This resolution suggests that the President propose an international permanent world peace force. The world has not yet recovered from the U.N. peace force in the Congo, where cross purposes and intrigue between the world powers created chaos and death to many. Small peace forces in Cyprus and the Arab resettlement area, made up of volunteer units of several governments, demonstrate that under some circumstances these can serve a useful purpose. Yet the maintenance of even these troops has given the U.N. a financial burden which threatens to bankrupt that organization. To this very hour the Soviets have not paid their share of this expense, and if newspaper reports are true, our Government has now abandoned all efforts to make the Soviets pay up. Under these known facts, do the proponents of this resolution suggest that the United States pay the Soviet's share in some future U.N. peace force venture?

The resolution calls for the establishment of world tribunals to settle all international disputes that cannot be settled by negotiations.
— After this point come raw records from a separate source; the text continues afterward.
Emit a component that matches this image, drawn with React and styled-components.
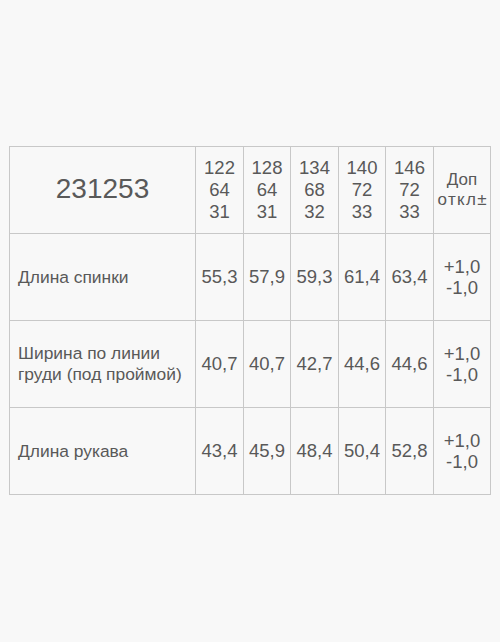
import React from 'react';
import styled, { createGlobalStyle } from 'styled-components';

const sizes = [
  ['122', '64', '31'],
  ['128', '64', '31'],
  ['134', '68', '32'],
  ['140', '72', '33'],
  ['146', '72', '33'],
];

const rows = [
  { label: ['Длина спинки'], values: ['55,3', '57,9', '59,3', '61,4', '63,4'], height: 87 },
  { label: ['Ширина по линии', 'груди (под проймой)'], values: ['40,7', '40,7', '42,7', '44,6', '44,6'], height: 87 },
  { label: ['Длина рукава'], values: ['43,4', '45,9', '48,4', '50,4', '52,8'], height: 87 },
];

const colWidths = [186, 48, 47, 48, 47, 48, 57];

const App = () => {
  return (
    <Page>
      <GlobalStyle />
      <Table>
        <colgroup>
          {colWidths.map((w, i) => (
            <col key={`col-${i}`} style={{ width: w }} />
          ))}
        </colgroup>
        <tbody>
          <Row $height={87}>
            <ArticleCell>231253</ArticleCell>
            {sizes.map((size, i) => (
              <Cell key={`size-${i}`}>
                <Stack>
                  {size.map((v, j) => (
                    <span key={j}>{v}</span>
                  ))}
                </Stack>
              </Cell>
            ))}
            <Cell>
              <Small>
                <span>Доп</span>
                <Spaced>откл±</Spaced>
              </Small>
            </Cell>
          </Row>
          {rows.map((row, i) => (
            <Row key={`row-${i}`} $height={row.height}>
              <LabelCell>
                {row.label.map((l, j) => (
                  <div key={j}>{l}</div>
                ))}
              </LabelCell>
              {row.values.map((v, j) => (
                <Cell key={`v-${j}`}>{v}</Cell>
              ))}
              <Cell>
                <Stack $lh={21}>
                  <span>+1,0</span>
                  <span>-1,0</span>
                </Stack>
              </Cell>
            </Row>
          ))}
        </tbody>
      </Table>
    </Page>
  );
};

export default App;

const GlobalStyle = createGlobalStyle`
  html, body {
    margin: 0;
    padding: 0;
    background: #f8f8f8;
  }
  body {
    font-family: "Liberation Sans", Arial, sans-serif;
    color: #595959;
  }
`;

const Page = styled.div`
  width: 500px;
  height: 642px;
  padding: 146px 0 0 9px;
  box-sizing: border-box;
`;

const Table = styled.table`
  border-collapse: collapse;
  table-layout: fixed;
  width: 481px;
  background: #f8f8f8;
`;

const Row = styled.tr`
  height: ${(p) => p.$height}px;
`;

const Cell = styled.td`
  border: 1px solid #c8c8c8;
  padding: 0;
  text-align: center;
  vertical-align: middle;
  font-size: 18.5px;
  color: #595959;
  white-space: nowrap;
`;

const ArticleCell = styled(Cell)`
  font-size: 28px;
  padding-bottom: 2px;
`;

const LabelCell = styled(Cell)`
  text-align: left;
  padding-left: 8px;
  font-size: 17.4px;
  line-height: 21px;
`;

const Stack = styled.div`
  display: flex;
  flex-direction: column;
  align-items: center;
  line-height: ${(p) => p.$lh || 22}px;
`;

const Small = styled.div`
  display: flex;
  flex-direction: column;
  align-items: center;
  font-size: 17px;
  line-height: 20px;
`;

const Spaced = styled.span`
  letter-spacing: 1.3px;
  margin-right: -1.3px;
`;
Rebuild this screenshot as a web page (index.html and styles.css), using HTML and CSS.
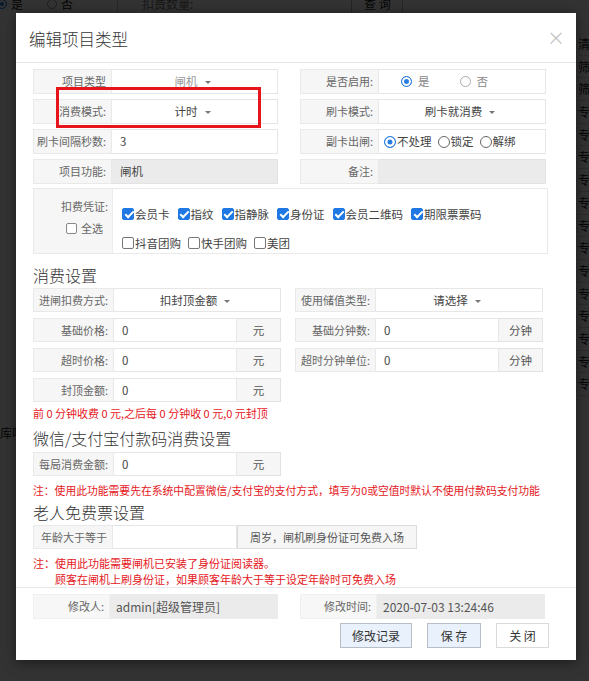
FILE: index.html
```html
<!DOCTYPE html>
<html lang="zh-CN">
<head>
<meta charset="utf-8">
<title>编辑项目类型</title>
<link rel="stylesheet" href="styles.css">
</head>
<body>
<div class="page">
  <div class="page-top">
    <span class="bg-radio on"></span><span class="bg-t">是</span>
    <span class="bg-radio"></span><span class="bg-t">否</span>
    <span class="bg-sep"></span>
    <span class="bg-t bg-label">扣费数量:</span>
    <span class="bg-input"></span>
    <span class="bg-btn">查 询</span>
  </div>
  <div class="page-main">
    <div class="page-left"><span class="bg-t">库吗</span></div>
    <ul class="page-right">
      <li>清</li><li>筛选</li><li>筛选</li><li>专卡</li><li>专卡</li><li>专卡</li><li>专卡</li><li>专卡</li><li>专卡</li><li>专卡</li><li>专卡</li><li>专卡</li><li>专卡</li><li>专卡</li><li>专卡</li><li>专卡</li>
    </ul>
  </div>
</div>
<div class="mask"></div>

<div class="modal">
  <div class="modal-head">
    <h1 class="modal-title">编辑项目类型</h1>
    <span class="close">×</span>
  </div>
  <div class="modal-body">
    <div class="grid-top">
      <div class="field"><label class="lbl">项目类型</label><div class="val select muted">闸机<i class="caret"></i></div></div>
      <div class="field"><label class="lbl">是否启用:</label>
        <div class="val radios">
          <span class="opt soft"><span class="radio on"></span>是</span>
          <span class="opt soft"><span class="radio"></span>否</span>
        </div>
      </div>
      <div class="field"><label class="lbl">消费模式:</label><div class="val select">计时<i class="caret"></i></div></div>
      <div class="field"><label class="lbl">刷卡模式:</label><div class="val select">刷卡就消费<i class="caret"></i></div></div>
      <div class="field"><label class="lbl">刷卡间隔秒数:</label><div class="val">3</div></div>
      <div class="field"><label class="lbl">副卡出闸:</label>
        <div class="val radios tight">
          <span class="opt"><span class="radio big on"></span>不处理</span>
          <span class="opt"><span class="radio big"></span>锁定</span>
          <span class="opt"><span class="radio big"></span>解绑</span>
        </div>
      </div>
      <div class="field"><label class="lbl">项目功能:</label><div class="val disabled">闸机</div></div>
      <div class="field"><label class="lbl">备注:</label><div class="val disabled"></div></div>
    </div>

    <div class="checks">
      <div class="checks-lbl">
        <div class="checks-lbl-in">
          <div>扣费凭证:</div>
          <div class="all"><span class="cb"></span> 全选</div>
        </div>
      </div>
      <div class="checks-body">
        <div class="cb-row">
          <span class="cb-item"><span class="cb on"></span>会员卡</span>
          <span class="cb-item"><span class="cb on"></span>指纹</span>
          <span class="cb-item"><span class="cb on"></span>指静脉</span>
          <span class="cb-item"><span class="cb on"></span>身份证</span>
          <span class="cb-item"><span class="cb on"></span>会员二维码</span>
          <span class="cb-item"><span class="cb on"></span>期限票票码</span>
        </div>
        <div class="cb-row row2">
          <span class="cb-item"><span class="cb"></span>抖音团购</span>
          <span class="cb-item"><span class="cb"></span>快手团购</span>
          <span class="cb-item"><span class="cb"></span>美团</span>
        </div>
      </div>
    </div>

    <h2 class="sec h-fee">消费设置</h2>
    <div class="grid-fee">
      <div class="field f24"><label class="lbl w81">进闸扣费方式:</label><div class="val select">扣封顶金额<i class="caret"></i></div></div>
      <div class="field f24"><label class="lbl w81">使用储值类型:</label><div class="val select">请选择<i class="caret"></i></div></div>
      <div class="field f24"><label class="lbl w81">基础价格:</label><div class="val">0</div><span class="unit">元</span></div>
      <div class="field f24"><label class="lbl w81">基础分钟数:</label><div class="val">0</div><span class="unit">分钟</span></div>
      <div class="field f24"><label class="lbl w81">超时价格:</label><div class="val">0</div><span class="unit">元</span></div>
      <div class="field f24"><label class="lbl w81">超时分钟单位:</label><div class="val">0</div><span class="unit">分钟</span></div>
      <div class="field f24"><label class="lbl w81">封顶金额:</label><div class="val">0</div><span class="unit">元</span></div>
    </div>
    <p class="note n-fee">前 0 分钟收费 0 元,之后每 0 分钟收 0 元,0 元封顶</p>

    <h2 class="sec h-pay">微信/支付宝付款码消费设置</h2>
    <div class="field f24 w248"><label class="lbl w81">每局消费金额:</label><div class="val">0</div><span class="unit">元</span></div>
    <p class="note n-pay">注：使用此功能需要先在系统中配置微信/支付宝的支付方式，填写为0或空值时默认不使用付款码支付功能</p>

    <h2 class="sec h-old">老人免费票设置</h2>
    <div class="field f24 age"><label class="lbl w80">年龄大于等于</label><div class="val age-in"></div><span class="unit wide">周岁，闸机刷身份证可免费入场</span></div>
    <div class="note n-old">
      <p class="nl">注：使用此功能需要闸机已安装了身份证阅读器。</p>
      <p class="nl indent">顾客在闸机上刷身份证，如果顾客年龄大于等于设定年龄时可免费入场</p>
    </div>
  </div>

  <div class="modal-foot">
    <div class="grid-foot">
      <div class="field plain"><label class="lbl w77">修改人:</label><div class="val disabled big-t">admin[超级管理员]</div></div>
      <div class="field plain"><label class="lbl w77">修改时间:</label><div class="val disabled big-t">2020-07-03 13:24:46</div></div>
    </div>
    <div class="btns">
      <button class="btn blue w72">修改记录</button>
      <button class="btn blue w54">保 存</button>
      <button class="btn w53">关 闭</button>
    </div>
  </div>
</div>

<div class="mark"></div>
</body>
</html>
```

FILE: styles.css
```css
html, body {
  margin: 0;
  padding: 0;
  width: 589px;
  height: 681px;
  overflow: hidden;
}
body {
  position: relative;
  background: #fff;
  font-family: "Noto Sans CJK SC", "Noto Sans", sans-serif;
  font-size: 12px;
  color: #333;
}

/* ---------- background page (dimmed) ---------- */
.page {
  width: 589px;
  height: 681px;
  color: #222;
}
.page-top {
  display: flex;
  align-items: center;
  height: 18px;
  margin-top: -5px;
  font-size: 12px;
  line-height: 18px;
}
.bg-radio {
  width: 10px;
  height: 10px;
  border-radius: 50%;
  border: 1px solid #999;
  box-sizing: border-box;
  margin: 0 4px 0 0;
}
.bg-radio.on {
  border-color: #1e7be6;
  background: #1e7be6;
  box-shadow: inset 0 0 0 2px #fff;
  margin-left: -3px;
}
.bg-t + .bg-radio { margin-left: 24px; }
.bg-sep {
  width: 1px;
  height: 18px;
  background: #ccc;
  margin-left: 44px;
}
.bg-label { margin-left: 24px; color: #777; }
.bg-input {
  width: 150px;
  height: 16px;
}
.bg-btn {
  width: 50px;
  height: 20px;
  border: 1px solid #bbb;
  text-align: center;
  line-height: 20px;
  margin-left: 8px;
}
.page-main {
  display: flex;
}
.page-left {
  width: 578px;
  flex: none;
  padding-top: 411px;
}
.page-right {
  list-style: none;
  margin: 0;
  padding: 20px 0 0 0;
  white-space: nowrap;
}
.page-right li {
  height: 22.7px;
  line-height: 22.7px;
  border-bottom: 1px solid #ddd;
  box-sizing: border-box;
}
.mask {
  position: absolute;
  inset: 0;
  background: rgba(0, 0, 0, 0.8);
}

/* ---------- modal ---------- */
.modal {
  position: absolute;
  left: 16px;
  top: 13px;
  width: 560px;
  height: 647px;
  background: #fff;
  box-shadow: 0 2px 12px rgba(0, 0, 0, 0.5);
  display: flex;
  flex-direction: column;
}
.modal-head {
  height: 49px;
  border-bottom: 1px solid #e8e8e8;
  display: flex;
  align-items: center;
  justify-content: space-between;
  padding: 0 11px 0 13px;
  flex: none;
}
.modal-title {
  margin: 0;
  font-size: 16.5px;
  font-weight: 300;
  color: #333;
  line-height: 22px;
  padding-top: 3px;
}
.close {
  font-size: 18px;
  color: #c4c4c4;
  line-height: 18px;
  margin-top: -2px;
}
.modal-body {
  flex: 1;
  padding: 6px 28px 0 17px;
}

/* ---------- fields ---------- */
.field {
  display: flex;
  height: 25px;
  box-sizing: border-box;
}
.field.f24 { height: 24px; }
.lbl {
  width: 79px;
  flex: none;
  box-sizing: border-box;
  background: #f6f6f6;
  border: 1px solid #e9e9e9;
  text-align: right;
  padding-right: 5px;
  color: #666;
  font-size: 11px;
  line-height: 23px;
  white-space: nowrap;
  overflow: hidden;
}
.f24 .lbl { line-height: 22px; }
.lbl.w81 { width: 81px; }
.lbl.w80 { width: 80px; }
.lbl.w77 { width: 77px; }
.val {
  flex: 1;
  min-width: 0;
  box-sizing: border-box;
  border: 1px solid #e6e6e6;
  border-left: 0;
  padding-left: 8px;
  line-height: 23px;
  color: #444;
  font-size: 11.5px;
  white-space: nowrap;
}
.f24 .val { line-height: 22px; }
.val.disabled {
  background: #ebebeb;
  border-color: #e3e3e3;
}
.val.select {
  display: flex;
  justify-content: center;
  align-items: center;
  padding-left: 0;
  padding-right: 4px;
  color: #444;
}
.val.select.muted { color: #999; }
.caret {
  width: 0;
  height: 0;
  border-left: 3px solid transparent;
  border-right: 3px solid transparent;
  border-top: 3px solid #777;
  margin-left: 7px;
  margin-top: 2px;
}
.unit {
  width: 44px;
  flex: none;
  box-sizing: border-box;
  background: #f6f6f6;
  border: 1px solid #e2e2e2;
  border-left: 0;
  text-align: center;
  color: #555;
  font-size: 11.5px;
  line-height: 22px;
}
.unit.wide {
  width: 180px;
  text-align: center;
  padding: 0 6px;
  border: 1px solid #dcdcdc;
  white-space: nowrap;
  font-size: 11px;
}

/* radios */
.radios {
  display: flex;
  align-items: center;
  padding-left: 22px;
}
.radios.tight { padding-left: 5px; }
.opt {
  display: flex;
  align-items: center;
  color: #444;
  margin-right: 19px;
}
.opt.soft { color: #888; margin-right: 30px; }
.radios.tight .opt { margin-right: 6px; }
.radio {
  width: 11px;
  height: 11px;
  border-radius: 50%;
  border: 1px solid #aaa;
  box-sizing: border-box;
  margin-right: 6px;
  background: #fff;
}
.radio.big {
  width: 12px;
  height: 12px;
  margin-right: 1px;
  border-color: #666;
}
.radio.on {
  border-color: #2a7de1;
  background: #2a7de1;
  box-shadow: inset 0 0 0 2px #fff;
}
.radio.big.on {
  box-shadow: inset 0 0 0 2.5px #fff;
}

/* top grid */
.grid-top {
  display: grid;
  grid-template-columns: 245px 246px;
  column-gap: 22px;
  row-gap: 5px;
}

/* checks */
.checks {
  display: flex;
  margin-top: 4px;
  width: 515px;
  height: 66px;
  box-sizing: border-box;
  border: 1px solid #e9e9e9;
}
.checks-lbl {
  width: 79px;
  flex: none;
  background: #f6f6f6;
  border-right: 1px solid #ececec;
  display: flex;
  justify-content: flex-end;
  padding-right: 4px;
  box-sizing: border-box;
}
.checks-lbl-in {
  text-align: center;
  color: #666;
  font-size: 11px;
  line-height: 22px;
  padding-top: 6px;
}
.all {
  display: flex;
  align-items: center;
  justify-content: center;
}
.all .cb {
  width: 11px;
  height: 11px;
  margin-right: 4px;
  border-color: #888;
}
.checks-body {
  padding: 10px 0 0 9px;
}
.cb-row {
  display: flex;
  align-items: center;
  height: 29px;
}
.cb-item {
  display: flex;
  align-items: center;
  margin-right: 8px;
  color: #444;
  font-size: 11.5px;
  line-height: 16px;
}
.row2 .cb-item { margin-right: 7px; }
.cb {
  position: relative;
  width: 12px;
  height: 12px;
  box-sizing: border-box;
  border: 1px solid #777;
  border-radius: 2px;
  background: #fff;
  margin-right: 1px;
  flex: none;
}
.cb.on {
  background: #1f78e3;
  border-color: #1f78e3;
}
.cb.on::after {
  content: "";
  position: absolute;
  left: 3.5px;
  top: 0.5px;
  width: 3px;
  height: 7px;
  border: solid #fff;
  border-width: 0 2px 2px 0;
  transform: rotate(45deg);
}

/* sections */
.sec {
  margin: 0;
  font-size: 16px;
  font-weight: 300;
  color: #333;
  line-height: 22px;
}
.h-fee { margin: 10px 0 2px; }
.h-pay { margin: 6px 0 3px; }
.h-old { margin: 3px 0 2px; }
.grid-fee {
  display: grid;
  grid-template-columns: 248px 248px;
  column-gap: 14px;
  row-gap: 6px;
}
.note {
  margin: 0;
  color: #e5171c;
  font-size: 11px;
  line-height: 16px;
  white-space: nowrap;
}
.n-pay { font-size: 10.8px; }
.n-fee { margin-top: 3px; }
.n-pay { margin-top: 6px; }
.n-old { margin-top: 6px; }
.nl {
  margin: 0;
  height: 16px;
  line-height: 16px;
}
.indent { padding-left: 22px; }
.w248 { width: 248px; }
.age .age-in { flex: none; width: 124px; }

/* footer */
.modal-foot {
  flex: none;
  border-top: 1px solid #e8e8e8;
  padding: 6px 27px 12px 17px;
}
.grid-foot {
  display: grid;
  grid-template-columns: 245px 245px;
  column-gap: 22px;
}
.field.plain .lbl {
  background: #f7f7f7;
  border-color: #f0f0f0;
}
.field.plain .val {
  border-color: #ebebeb;
  color: #555;
  font-size: 12px;
  padding-left: 6px;
}
.btns {
  display: flex;
  justify-content: flex-end;
  gap: 15px;
  margin-top: 4px;
}
.btn {
  height: 25px;
  box-sizing: border-box;
  border: 1px solid #c9c9c9;
  background: #fff;
  font-family: "Noto Sans CJK SC", sans-serif;
  font-size: 12px;
  color: #333;
  padding: 0;
  line-height: 22px;
}
.btn.blue {
  background: #e9f1fc;
  border-color: #b8bec8;
}
.w72 { width: 72px; }
.w54 { width: 54px; }
.w53 { width: 53px; border-color: #dadada; }

/* red annotation */
.mark {
  position: absolute;
  left: 56px;
  top: 87px;
  width: 205px;
  height: 41px;
  box-sizing: border-box;
  border: 3px solid #e8141b;
}
```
We ask-Would the Soviets come before such a world tribunal willingly to face charges of welshing on their U.N. obligations? It is absurd to think they would deny their own national sovereignty and come before such a tribunal. Nor would Red China recognize any such world tribunal.

The fourth suggestion which this resolution makes to the President is that he consider other international institutions necessary for the enforcement of world peace under the rule of law.

Frankly, I do not know, nor have the sponsors of the resolution spelled out, what this means. What other institutions are needed for enforcement? What enforcement power or agency would be needed besides the proposed International Peace Force? The resolution is not only vague in this case, it leaves a vacuum of ideas.

Senator CLARK. Mr. Andrews, I would suggest the answers to your questions might be found if you were to peruse the draft treaty of general and complete disarmament which has been tabled by the United States at the 18-nation Geneva Conference. I think you would find the answer to most of your questions in that treaty.

Mr. ANDREWS. Senator you said yesterday-if you will forgive me for quoting you that treaty proposal was so full of holes that you could drive a beer truck through.

Senator CLARK. It is indeed, and I think I was right.

Mr. ANDREWs. I think you are, too.

Senator CLARK. But I think nevertheless you will find the answers to your questions in the treaty.

Mr. ANDREWS. All right.

MORE U.S. FUNDS FOR U.N. OPPOSED

The fifth proposal suggests that the President press for changes in the U.N. Charter to set up more reliable financial arrangements for peacemaking machinery. I think I have already touched on this general problem of finance. I must point out, however, that many organizations interested in this general problem are definitely opposed

« iepriekšējāTurpināt »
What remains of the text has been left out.